Send a POST request to /public/traces with your trace data.

Terminal window
curl -X POST "https://api.mibo-ai.com/public/traces" \
-H "Content-Type: application/json" \
-H "x-api-key: YOUR_API_KEY" \
-d '{
"data": {
"text": "We are open Monday to Friday, 9am to 5pm."
}
}'
  • x-api-key header: your project API key.
  • data (object): the trace payload. Must be a non-empty object. The structure inside data depends on your platform type; see the Trace Format Reference for exact schemas per platform.
  • platformId (UUID): explicitly specify which platform this trace belongs to. Required if your API key has access to multiple platforms and you’re not using metadata for resolution.
  • externalId (string, max 255 chars): your own identifier for the trace.
  • metadata (object): additional context stored alongside the trace. Can include platform identifiers for auto-routing (e.g., { "chatflowId": "abc" } for Flowise, { "workflowId": "xyz" } for n8n), environment info, or any other key-value pairs.

For large traces, you can send gzip-compressed payloads by setting Content-Encoding: gzip.

Mibo determines which platform a trace belongs to using (in order):

  1. The platformId field in the request body.
  2. If the API key is restricted to a single platform, that platform is used automatically.
  3. Matching metadata fields against platform configurations (e.g., chatflowId for Flowise, workflowId for n8n).

When Mibo receives a new trace:

  1. The trace data is encrypted and stored.
  2. Mibo checks if the platform has active test cases.
  3. If it does, a passive execution is created and queued automatically.
  4. The worker picks up the execution and evaluates the trace against each test case.
  5. Results appear in your dashboard, just like active test results.

The evaluation happens asynchronously.

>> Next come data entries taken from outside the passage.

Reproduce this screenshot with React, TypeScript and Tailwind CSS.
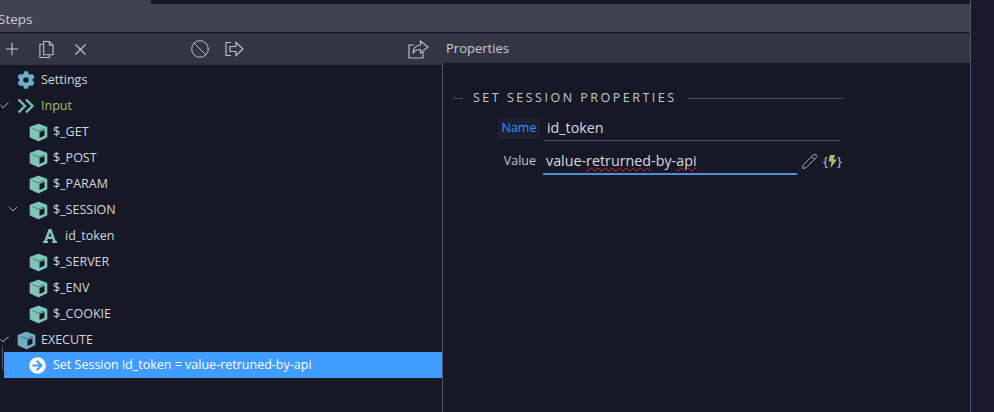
import React from 'react';
import { Plus, X, Ban, Check, ChevronDown, Pencil } from 'lucide-react';
import { FaCog, FaFont, FaArrowCircleRight } from 'react-icons/fa';

const Cube = ({ color = '#80c6b8' }: { color?: string }) => (
  <svg width="19" height="19" viewBox="0 0 19 19" className="shrink-0">
    <path d="M9.500 1.500 L17.500 4.500 V13.800 L9.500 17.500 L1.500 13.800 V4.500 Z" fill={color} stroke={color} strokeWidth="1.6" strokeLinejoin="round" />
    <path d="M3.500 5.500 L9.500 8 L15.500 5.500" fill="none" stroke="#161925" strokeWidth="1" opacity="0.45" />
    <path d="M10.500 9 L15.500 7 V12.800 L10.500 15 Z" fill="#161925" />
  </svg>
);

const DoubleChevron = () => (
  <svg width="18" height="16" viewBox="0 0 18 16" className="shrink-0" fill="none" stroke="#73c0b0" strokeWidth="2.4">
    <path d="M1.500 1.500 L8 8 L1.500 14.500" />
    <path d="M9 1.500 L15.500 8 L9 14.500" />
  </svg>
);

const Row = ({ label, indent, icon, toggle, color = 'text-[#d3d6df]' }: { label: string; indent: string; icon: React.ReactNode; toggle?: 'check' | 'down'; color?: string }) => (
  <div className={`h-[26px] flex items-center relative pt-[2px] ${indent}`}>
    {toggle === 'check' && <Check size={11} strokeWidth={2} className="absolute left-[-1px] top-[8px] text-[#c3c6ce]" />}
    {toggle === 'down' && <ChevronDown size={16} strokeWidth={1.3} className="absolute left-[5px] top-[5px] text-[#b9bcc5]" />}
    {icon}
    <span className={`text-[12.5px] ${color}`}>{label}</span>
  </div>
);

const App = () => {
  return (
    <div className="w-[994px] h-[412px] flex bg-[#1b1730] overflow-hidden font-['Open_Sans',sans-serif]">
      <div className="w-[970px] flex flex-col bg-[#161925]">
        {/* top strip */}
        <div className="h-1 flex">
          <div className="w-[151px] bg-[#40434e]" />
          <div className="flex-1 bg-[#161925]" />
        </div>
        <div className="h-[28px] bg-[#40434e] flex items-center pt-[2px]">
          <span className="text-[13.5px] text-[#c9ccd4] ml-[-2px]">Steps</span>
        </div>
        <div className="h-px bg-[#14151e]" />
        {/* toolbar */}
        <div className="h-[30px] bg-[#333641] flex items-center text-[#b8bbc3]">
          <div className="w-[442px] flex items-center h-[32px] bg-[#333641] self-start">
            <Plus size={20} strokeWidth={1.3} className="ml-[2px] text-[#c4c7ce]" />
            <svg width="17" height="19" viewBox="0 0 18 19" fill="none" stroke="currentColor" strokeWidth="1.2" className="ml-[16px]">
              <path d="M6 1h6l4 4v10H6z" />
              <path d="M6 4H2v14h10v-3" />
              <path d="M12 1v4h4" />
            </svg>
            <X size={19} strokeWidth={1.4} className="ml-[16px] text-[#c4c7ce]" />
            <Ban size={20} strokeWidth={1.2} className="ml-[100px]" />
            <svg width="19" height="16" viewBox="0 0 19 16" fill="none" stroke="currentColor" strokeWidth="1.2" className="ml-[15px]">
              <path d="M6 1.500H1v13h5" />
              <path d="M5 5.500h6V1.500l7 6.500-7 6.500v-4H5z" />
            </svg>
            <svg width="21" height="19" viewBox="0 0 21 19" fill="none" stroke="currentColor" strokeWidth="1.2" className="ml-[164px]">
              <path d="M15 12v6H1V5h5" />
              <path d="M12.500 1l7.500 6-7.500 6V9.500c-3.500 0-6 1-7.500 4 0-5 3-8 7.500-8.500z" />
            </svg>
          </div>
          <span className="text-[13px] text-[#c9ccd4] ml-[4px] pt-[2px]">Properties</span>
        </div>
        <div className="flex-1 flex">
          {/* tree */}
          <div className="w-[442px] pt-[3px] relative">
            <Row label="Settings" indent="pl-[17px]" icon={<FaCog size={18} className="mr-[6px] text-[#6eb0c6] shrink-0" />} />
            <Row label="Input" indent="pl-[17px]" toggle="check" color="text-[#a3bd72]" icon={<span className="mr-[6px] flex"><DoubleChevron /></span>} />
            {['$_GET', '$_POST', '$_PARAM'].map(l => (
              <Row key={l} label={l} indent="pl-[29px]" icon={<span className="mr-[5px] flex"><Cube /></span>} />
            ))}
            <Row label="$_SESSION" indent="pl-[29px]" toggle="down" icon={<span className="mr-[5px] flex"><Cube /></span>} />
            <Row label="id_token" indent="pl-[42px]" icon={<FaFont size={16} className="mr-[7px] text-[#80c6b8] shrink-0" />} />
            {['$_SERVER', '$_ENV', '$_COOKIE'].map(l => (
              <Row key={l} label={l} indent="pl-[29px]" icon={<span className="mr-[5px] flex"><Cube /></span>} />
            ))}
            <Row label="EXECUTE" indent="pl-[17px]" toggle="check" icon={<span className="mr-[5px] flex"><Cube color="#6eaec2" /></span>} />
            <div className="h-[26px] ml-[4px] bg-[#409cff] flex items-center pl-[25px] pt-[1px] relative">
              <FaArrowCircleRight size={17} className="text-white mr-[7px] shrink-0" />
              <span className="text-[12.5px] text-white">Set Session id_token = value-retruned-by-api</span>
              {/* tree guide line hanging off EXECUTE */}
              <div className="absolute left-[-2px] top-[-6px] w-[2px] h-[24px] border-l border-b border-[#55575f] rounded-bl-[2px]" />
            </div>
          </div>
          {/* properties */}
          <div className="flex-1 border-l border-[#55575f] pl-[10px] pt-[26px]">
            <div className="flex items-center w-[391px]">
              <div className="w-[10px] h-px bg-[#4a4c55]" />
              <span className="ml-[10px] text-[12.5px] tracking-[2.5px] text-[#c3c7d0]">SET SESSION PROPERTIES</span>
              <div className="flex-1 h-px bg-[#4a4c55] ml-[11px]" />
            </div>
            <div className="flex items-center mt-[8px]">
              <span className="ml-[45px] w-[42px] h-[21px] rounded bg-[#1b2130] text-[#3f8cff] text-[12.5px] flex items-center justify-center">Name</span>
              <div className="ml-[4px] w-[297px] h-[25px] border-b border-[#4a4c55] flex items-center pl-[3px] text-[#d7dae2] text-[14.3px]">id_token</div>
            </div>
            <div className="flex items-center mt-[8px]">
              <span className="ml-[48px] w-[35px] text-right text-[#c3c7d0] text-[12.5px]">Value</span>
              <div className="ml-[7px] w-[254px] h-[26px] border-b-2 border-[#4f8fd6] flex items-center pl-[3px] text-[#d7dae2] text-[14.3px]">
                <span>value-</span>
                <span className="underline decoration-wavy decoration-[#e0282e] decoration-1">retrurned</span>
                <span>-by-</span>
                <span className="underline decoration-wavy decoration-[#e0282e] decoration-1">api</span>
              </div>
              <Pencil size={17} strokeWidth={1.4} className="ml-[4px] text-[#a9acb4] -scale-x-100 rotate-90" />
              <span className="ml-[5px] text-[13px] text-[#c3c7d0] flex items-center">
                {'{'}
                <svg width="9" height="13" viewBox="0 0 9 13">
                  <path d="M2 0h5L5.500 4.500H9L2.500 13l1-6.500H0.500z" fill="#a3bd72" />
                </svg>
                {'}'}
              </span>
            </div>
          </div>
        </div>
      </div>
      <div className="w-px bg-[#55575f]" />
    </div>
  );
};

export default App;
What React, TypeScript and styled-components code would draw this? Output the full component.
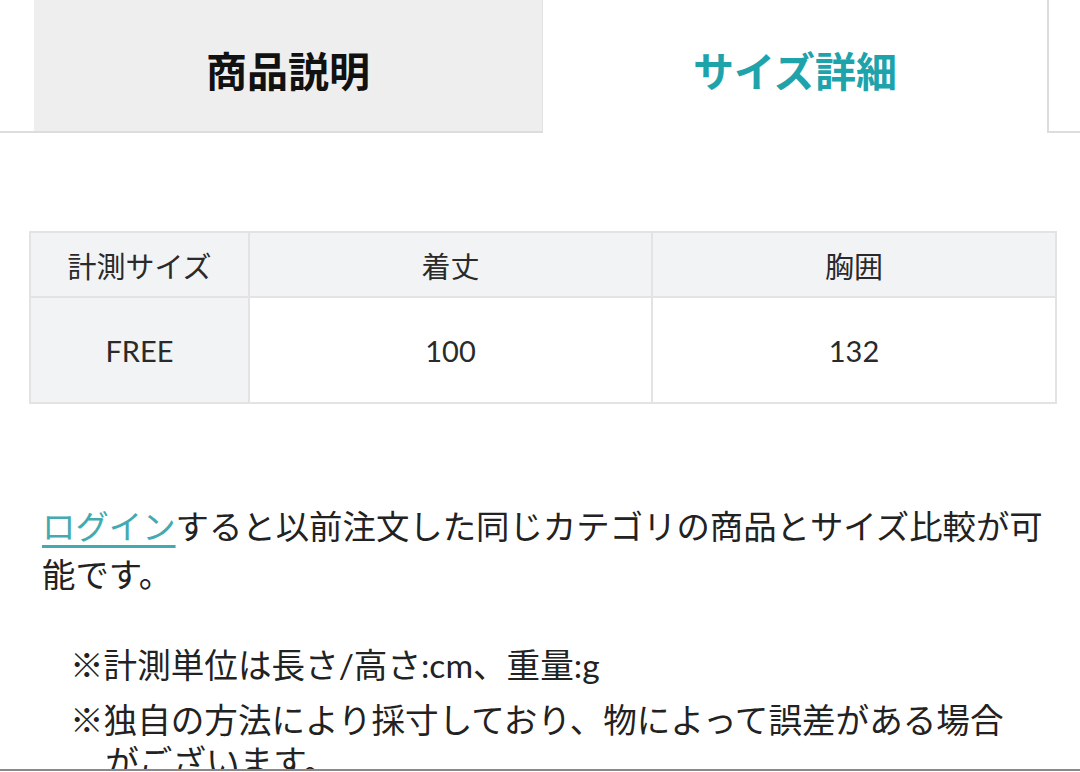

The trace endpoint responds immediately with a 201, and the evaluation runs in the background.

Connect your system’s logging pipeline to Mibo. Every real user interaction gets evaluated against your test cases, giving you continuous quality visibility without extra API calls.

Something went wrong in production? Send the interaction trace to Mibo and get a full quality breakdown, including the Failure Matrix, AI Judge scores, and stage-level analysis.

Evaluate production traffic against new or updated test cases before deploying changes. Catch regressions early by comparing quality scores over time.